For the data below, report only the number of lines containing the string "that".

start RECORDS

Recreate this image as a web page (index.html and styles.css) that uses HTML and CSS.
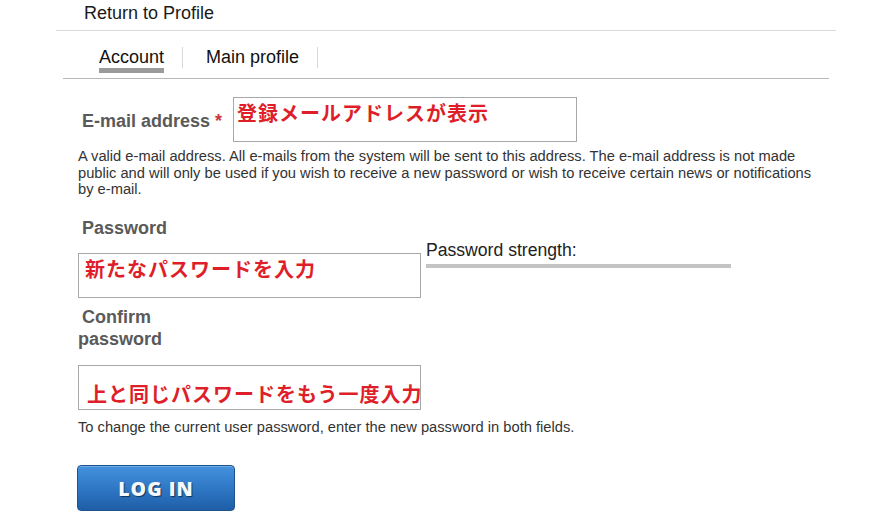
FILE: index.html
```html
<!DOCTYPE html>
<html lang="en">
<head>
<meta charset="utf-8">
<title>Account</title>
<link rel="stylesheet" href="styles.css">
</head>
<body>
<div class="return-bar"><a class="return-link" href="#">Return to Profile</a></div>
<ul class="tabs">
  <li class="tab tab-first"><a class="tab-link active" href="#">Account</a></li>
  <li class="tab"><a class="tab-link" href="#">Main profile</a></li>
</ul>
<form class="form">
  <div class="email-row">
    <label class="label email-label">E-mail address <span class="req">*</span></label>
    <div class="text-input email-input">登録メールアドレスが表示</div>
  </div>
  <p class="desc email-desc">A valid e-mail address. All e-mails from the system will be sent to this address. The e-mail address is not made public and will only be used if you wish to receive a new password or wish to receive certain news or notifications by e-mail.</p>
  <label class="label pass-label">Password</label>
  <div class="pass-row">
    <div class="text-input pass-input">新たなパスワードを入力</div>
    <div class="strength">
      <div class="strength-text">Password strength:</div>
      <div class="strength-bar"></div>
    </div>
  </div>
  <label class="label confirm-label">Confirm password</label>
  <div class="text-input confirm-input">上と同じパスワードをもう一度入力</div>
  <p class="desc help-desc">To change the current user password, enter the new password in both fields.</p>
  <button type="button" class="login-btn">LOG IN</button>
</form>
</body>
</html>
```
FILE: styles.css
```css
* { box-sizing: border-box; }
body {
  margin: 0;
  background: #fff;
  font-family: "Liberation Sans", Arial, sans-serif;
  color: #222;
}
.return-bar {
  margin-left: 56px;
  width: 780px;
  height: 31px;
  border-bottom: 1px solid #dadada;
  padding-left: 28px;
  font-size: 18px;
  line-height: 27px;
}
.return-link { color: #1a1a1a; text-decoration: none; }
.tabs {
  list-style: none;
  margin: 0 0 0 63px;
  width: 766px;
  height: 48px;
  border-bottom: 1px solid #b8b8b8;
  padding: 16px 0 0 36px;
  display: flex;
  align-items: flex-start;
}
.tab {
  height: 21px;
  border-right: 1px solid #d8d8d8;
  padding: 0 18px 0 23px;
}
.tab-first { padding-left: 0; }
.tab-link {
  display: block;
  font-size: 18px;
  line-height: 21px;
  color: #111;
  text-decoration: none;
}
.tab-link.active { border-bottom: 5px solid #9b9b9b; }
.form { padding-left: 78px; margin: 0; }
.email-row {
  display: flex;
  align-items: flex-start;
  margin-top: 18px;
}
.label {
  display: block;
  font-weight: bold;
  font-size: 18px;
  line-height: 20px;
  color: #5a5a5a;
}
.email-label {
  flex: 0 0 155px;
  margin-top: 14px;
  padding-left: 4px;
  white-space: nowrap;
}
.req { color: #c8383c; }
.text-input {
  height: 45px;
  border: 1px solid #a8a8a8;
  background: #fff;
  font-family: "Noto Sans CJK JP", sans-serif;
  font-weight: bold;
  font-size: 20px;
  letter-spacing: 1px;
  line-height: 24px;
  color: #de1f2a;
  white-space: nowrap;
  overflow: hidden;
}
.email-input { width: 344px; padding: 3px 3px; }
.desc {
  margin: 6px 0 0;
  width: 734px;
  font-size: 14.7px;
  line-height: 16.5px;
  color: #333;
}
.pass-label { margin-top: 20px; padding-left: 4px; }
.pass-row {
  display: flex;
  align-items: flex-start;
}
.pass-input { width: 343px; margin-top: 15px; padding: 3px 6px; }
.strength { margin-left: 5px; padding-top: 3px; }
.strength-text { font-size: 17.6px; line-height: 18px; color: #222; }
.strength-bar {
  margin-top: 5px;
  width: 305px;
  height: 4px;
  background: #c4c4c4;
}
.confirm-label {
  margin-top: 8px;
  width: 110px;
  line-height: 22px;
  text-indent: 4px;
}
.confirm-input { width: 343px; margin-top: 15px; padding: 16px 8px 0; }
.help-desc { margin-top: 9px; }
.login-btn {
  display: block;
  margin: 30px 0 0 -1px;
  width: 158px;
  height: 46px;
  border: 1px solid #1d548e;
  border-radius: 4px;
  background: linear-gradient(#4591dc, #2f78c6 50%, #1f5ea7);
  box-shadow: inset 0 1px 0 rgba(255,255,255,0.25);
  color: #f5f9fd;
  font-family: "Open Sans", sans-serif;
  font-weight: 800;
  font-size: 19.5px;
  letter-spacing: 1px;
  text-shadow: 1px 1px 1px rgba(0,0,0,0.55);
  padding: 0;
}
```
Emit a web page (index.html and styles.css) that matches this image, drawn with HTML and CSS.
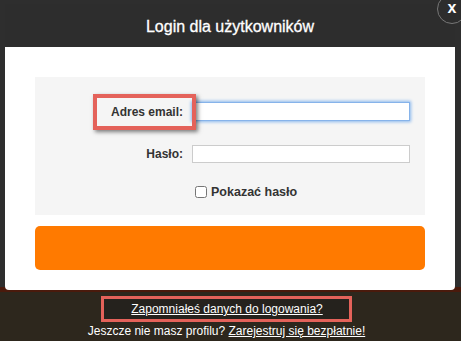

end RECORDS

◆ TASK ANSWER
2